Take the material below and retype it in full; pictures are left out.

-- BEGIN DATA EXCERPT --

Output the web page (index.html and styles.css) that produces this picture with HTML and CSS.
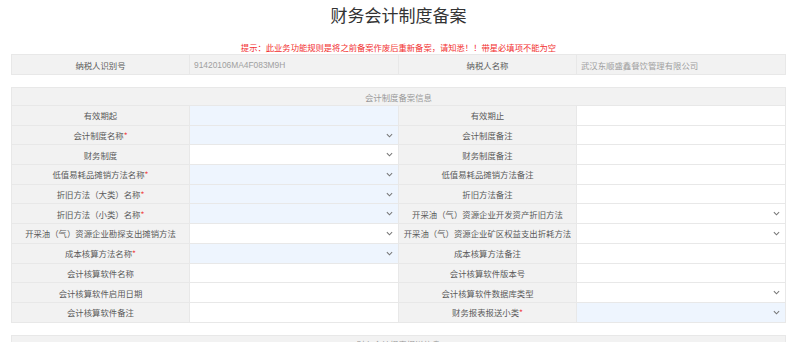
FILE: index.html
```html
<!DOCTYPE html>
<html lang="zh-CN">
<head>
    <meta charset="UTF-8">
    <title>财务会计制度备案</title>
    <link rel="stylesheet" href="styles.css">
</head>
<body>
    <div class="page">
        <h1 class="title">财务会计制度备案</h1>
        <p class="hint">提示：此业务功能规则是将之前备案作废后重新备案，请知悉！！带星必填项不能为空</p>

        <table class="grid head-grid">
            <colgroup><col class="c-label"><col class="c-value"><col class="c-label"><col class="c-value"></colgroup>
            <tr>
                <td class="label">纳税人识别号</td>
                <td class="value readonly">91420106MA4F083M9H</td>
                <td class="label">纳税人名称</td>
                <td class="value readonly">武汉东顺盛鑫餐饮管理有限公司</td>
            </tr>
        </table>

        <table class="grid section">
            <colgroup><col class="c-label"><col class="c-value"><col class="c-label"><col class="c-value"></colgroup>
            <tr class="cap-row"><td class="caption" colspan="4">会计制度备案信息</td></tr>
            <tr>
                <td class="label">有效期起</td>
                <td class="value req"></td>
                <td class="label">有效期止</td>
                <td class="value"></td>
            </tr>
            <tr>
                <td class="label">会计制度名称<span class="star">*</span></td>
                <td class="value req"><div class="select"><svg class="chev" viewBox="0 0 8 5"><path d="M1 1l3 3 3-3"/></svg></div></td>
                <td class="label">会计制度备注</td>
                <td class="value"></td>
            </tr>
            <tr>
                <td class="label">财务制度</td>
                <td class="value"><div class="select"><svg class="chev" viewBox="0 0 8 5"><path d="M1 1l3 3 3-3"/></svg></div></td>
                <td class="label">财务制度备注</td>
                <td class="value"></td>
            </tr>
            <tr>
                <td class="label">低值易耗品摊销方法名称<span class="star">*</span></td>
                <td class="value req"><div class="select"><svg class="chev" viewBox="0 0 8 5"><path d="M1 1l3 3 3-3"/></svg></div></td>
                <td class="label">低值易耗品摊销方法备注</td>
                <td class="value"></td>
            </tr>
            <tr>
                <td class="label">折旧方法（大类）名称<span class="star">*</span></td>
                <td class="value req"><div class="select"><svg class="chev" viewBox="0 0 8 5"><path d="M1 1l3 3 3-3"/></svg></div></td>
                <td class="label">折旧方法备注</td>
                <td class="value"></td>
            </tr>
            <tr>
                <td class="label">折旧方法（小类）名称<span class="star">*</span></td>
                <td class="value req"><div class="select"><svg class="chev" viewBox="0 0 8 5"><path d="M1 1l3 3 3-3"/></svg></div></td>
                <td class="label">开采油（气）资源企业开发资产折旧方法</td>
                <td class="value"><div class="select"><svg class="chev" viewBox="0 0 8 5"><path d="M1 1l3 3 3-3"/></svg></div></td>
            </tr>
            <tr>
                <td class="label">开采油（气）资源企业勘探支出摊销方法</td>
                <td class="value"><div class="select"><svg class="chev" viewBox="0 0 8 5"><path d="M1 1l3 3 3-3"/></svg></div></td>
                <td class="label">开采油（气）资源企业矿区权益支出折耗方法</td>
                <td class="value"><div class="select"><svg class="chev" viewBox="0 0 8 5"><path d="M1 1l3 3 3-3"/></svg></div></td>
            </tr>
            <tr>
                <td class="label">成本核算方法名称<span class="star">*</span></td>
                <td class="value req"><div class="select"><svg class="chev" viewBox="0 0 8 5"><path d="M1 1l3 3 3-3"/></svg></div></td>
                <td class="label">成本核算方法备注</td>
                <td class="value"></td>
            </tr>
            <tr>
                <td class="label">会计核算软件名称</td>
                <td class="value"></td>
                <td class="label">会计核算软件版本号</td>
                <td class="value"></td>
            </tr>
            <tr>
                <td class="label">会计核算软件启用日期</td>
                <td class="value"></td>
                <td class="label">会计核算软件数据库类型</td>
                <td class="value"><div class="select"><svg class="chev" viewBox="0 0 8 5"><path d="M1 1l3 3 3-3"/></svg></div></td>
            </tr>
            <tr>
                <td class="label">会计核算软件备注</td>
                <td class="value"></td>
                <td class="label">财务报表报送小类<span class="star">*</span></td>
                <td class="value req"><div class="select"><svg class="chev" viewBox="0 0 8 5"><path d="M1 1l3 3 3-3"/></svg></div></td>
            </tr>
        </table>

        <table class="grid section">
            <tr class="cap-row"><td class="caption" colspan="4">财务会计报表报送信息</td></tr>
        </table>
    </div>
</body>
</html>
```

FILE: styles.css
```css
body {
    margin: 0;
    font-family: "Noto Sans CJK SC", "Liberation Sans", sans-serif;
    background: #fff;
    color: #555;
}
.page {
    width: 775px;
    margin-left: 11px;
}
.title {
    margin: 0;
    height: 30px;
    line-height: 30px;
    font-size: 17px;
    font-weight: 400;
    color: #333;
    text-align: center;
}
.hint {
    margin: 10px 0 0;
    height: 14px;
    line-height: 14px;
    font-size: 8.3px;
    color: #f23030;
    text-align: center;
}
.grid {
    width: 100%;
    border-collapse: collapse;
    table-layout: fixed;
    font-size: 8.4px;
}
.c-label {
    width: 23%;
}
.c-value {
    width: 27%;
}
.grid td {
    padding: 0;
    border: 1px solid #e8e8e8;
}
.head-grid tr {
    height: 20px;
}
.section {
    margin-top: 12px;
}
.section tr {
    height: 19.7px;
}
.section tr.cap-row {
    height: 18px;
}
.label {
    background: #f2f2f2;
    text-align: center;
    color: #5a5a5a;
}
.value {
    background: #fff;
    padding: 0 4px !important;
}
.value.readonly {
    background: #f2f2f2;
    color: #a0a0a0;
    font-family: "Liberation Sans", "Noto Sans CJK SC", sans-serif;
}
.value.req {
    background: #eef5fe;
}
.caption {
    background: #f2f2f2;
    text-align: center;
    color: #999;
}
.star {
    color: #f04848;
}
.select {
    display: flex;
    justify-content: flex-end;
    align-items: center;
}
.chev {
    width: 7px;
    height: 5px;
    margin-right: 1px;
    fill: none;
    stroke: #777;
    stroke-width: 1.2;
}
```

-- END DATA EXCERPT --

## EXERCISE RESPONSE
Output the web page (index.html and styles.css) that produces this picture with HTML and CSS.
FILE: index.html
```html
<!DOCTYPE html>
<html lang="zh-CN">
<head>
    <meta charset="UTF-8">
    <title>财务会计制度备案</title>
    <link rel="stylesheet" href="styles.css">
</head>
<body>
    <div class="page">
        <h1 class="title">财务会计制度备案</h1>
        <p class="hint">提示：此业务功能规则是将之前备案作废后重新备案，请知悉！！带星必填项不能为空</p>

        <table class="grid head-grid">
            <colgroup><col class="c-label"><col class="c-value"><col class="c-label"><col class="c-value"></colgroup>
            <tr>
                <td class="label">纳税人识别号</td>
                <td class="value readonly">91420106MA4F083M9H</td>
                <td class="label">纳税人名称</td>
                <td class="value readonly">武汉东顺盛鑫餐饮管理有限公司</td>
            </tr>
        </table>

        <table class="grid section">
            <colgroup><col class="c-label"><col class="c-value"><col class="c-label"><col class="c-value"></colgroup>
            <tr class="cap-row"><td class="caption" colspan="4">会计制度备案信息</td></tr>
            <tr>
                <td class="label">有效期起</td>
                <td class="value req"></td>
                <td class="label">有效期止</td>
                <td class="value"></td>
            </tr>
            <tr>
                <td class="label">会计制度名称<span class="star">*</span></td>
                <td class="value req"><div class="select"><svg class="chev" viewBox="0 0 8 5"><path d="M1 1l3 3 3-3"/></svg></div></td>
                <td class="label">会计制度备注</td>
                <td class="value"></td>
            </tr>
            <tr>
                <td class="label">财务制度</td>
                <td class="value"><div class="select"><svg class="chev" viewBox="0 0 8 5"><path d="M1 1l3 3 3-3"/></svg></div></td>
                <td class="label">财务制度备注</td>
                <td class="value"></td>
            </tr>
            <tr>
                <td class="label">低值易耗品摊销方法名称<span class="star">*</span></td>
                <td class="value req"><div class="select"><svg class="chev" viewBox="0 0 8 5"><path d="M1 1l3 3 3-3"/></svg></div></td>
                <td class="label">低值易耗品摊销方法备注</td>
                <td class="value"></td>
            </tr>
            <tr>
                <td class="label">折旧方法（大类）名称<span class="star">*</span></td>
                <td class="value req"><div class="select"><svg class="chev" viewBox="0 0 8 5"><path d="M1 1l3 3 3-3"/></svg></div></td>
                <td class="label">折旧方法备注</td>
                <td class="value"></td>
            </tr>
            <tr>
                <td class="label">折旧方法（小类）名称<span class="star">*</span></td>
                <td class="value req"><div class="select"><svg class="chev" viewBox="0 0 8 5"><path d="M1 1l3 3 3-3"/></svg></div></td>
                <td class="label">开采油（气）资源企业开发资产折旧方法</td>
                <td class="value"><div class="select"><svg class="chev" viewBox="0 0 8 5"><path d="M1 1l3 3 3-3"/></svg></div></td>
            </tr>
            <tr>
                <td class="label">开采油（气）资源企业勘探支出摊销方法</td>
                <td class="value"><div class="select"><svg class="chev" viewBox="0 0 8 5"><path d="M1 1l3 3 3-3"/></svg></div></td>
                <td class="label">开采油（气）资源企业矿区权益支出折耗方法</td>
                <td class="value"><div class="select"><svg class="chev" viewBox="0 0 8 5"><path d="M1 1l3 3 3-3"/></svg></div></td>
            </tr>
            <tr>
                <td class="label">成本核算方法名称<span class="star">*</span></td>
                <td class="value req"><div class="select"><svg class="chev" viewBox="0 0 8 5"><path d="M1 1l3 3 3-3"/></svg></div></td>
                <td class="label">成本核算方法备注</td>
                <td class="value"></td>
            </tr>
            <tr>
                <td class="label">会计核算软件名称</td>
                <td class="value"></td>
                <td class="label">会计核算软件版本号</td>
                <td class="value"></td>
            </tr>
            <tr>
                <td class="label">会计核算软件启用日期</td>
                <td class="value"></td>
                <td class="label">会计核算软件数据库类型</td>
                <td class="value"><div class="select"><svg class="chev" viewBox="0 0 8 5"><path d="M1 1l3 3 3-3"/></svg></div></td>
            </tr>
            <tr>
                <td class="label">会计核算软件备注</td>
                <td class="value"></td>
                <td class="label">财务报表报送小类<span class="star">*</span></td>
                <td class="value req"><div class="select"><svg class="chev" viewBox="0 0 8 5"><path d="M1 1l3 3 3-3"/></svg></div></td>
            </tr>
        </table>

        <table class="grid section">
            <tr class="cap-row"><td class="caption" colspan="4">财务会计报表报送信息</td></tr>
        </table>
    </div>
</body>
</html>
```

FILE: styles.css
```css
body {
    margin: 0;
    font-family: "Noto Sans CJK SC", "Liberation Sans", sans-serif;
    background: #fff;
    color: #555;
}
.page {
    width: 775px;
    margin-left: 11px;
}
.title {
    margin: 0;
    height: 30px;
    line-height: 30px;
    font-size: 17px;
    font-weight: 400;
    color: #333;
    text-align: center;
}
.hint {
    margin: 10px 0 0;
    height: 14px;
    line-height: 14px;
    font-size: 8.3px;
    color: #f23030;
    text-align: center;
}
.grid {
    width: 100%;
    border-collapse: collapse;
    table-layout: fixed;
    font-size: 8.4px;
}
.c-label {
    width: 23%;
}
.c-value {
    width: 27%;
}
.grid td {
    padding: 0;
    border: 1px solid #e8e8e8;
}
.head-grid tr {
    height: 20px;
}
.section {
    margin-top: 12px;
}
.section tr {
    height: 19.7px;
}
.section tr.cap-row {
    height: 18px;
}
.label {
    background: #f2f2f2;
    text-align: center;
    color: #5a5a5a;
}
.value {
    background: #fff;
    padding: 0 4px !important;
}
.value.readonly {
    background: #f2f2f2;
    color: #a0a0a0;
    font-family: "Liberation Sans", "Noto Sans CJK SC", sans-serif;
}
.value.req {
    background: #eef5fe;
}
.caption {
    background: #f2f2f2;
    text-align: center;
    color: #999;
}
.star {
    color: #f04848;
}
.select {
    display: flex;
    justify-content: flex-end;
    align-items: center;
}
.chev {
    width: 7px;
    height: 5px;
    margin-right: 1px;
    fill: none;
    stroke: #777;
    stroke-width: 1.2;
}
```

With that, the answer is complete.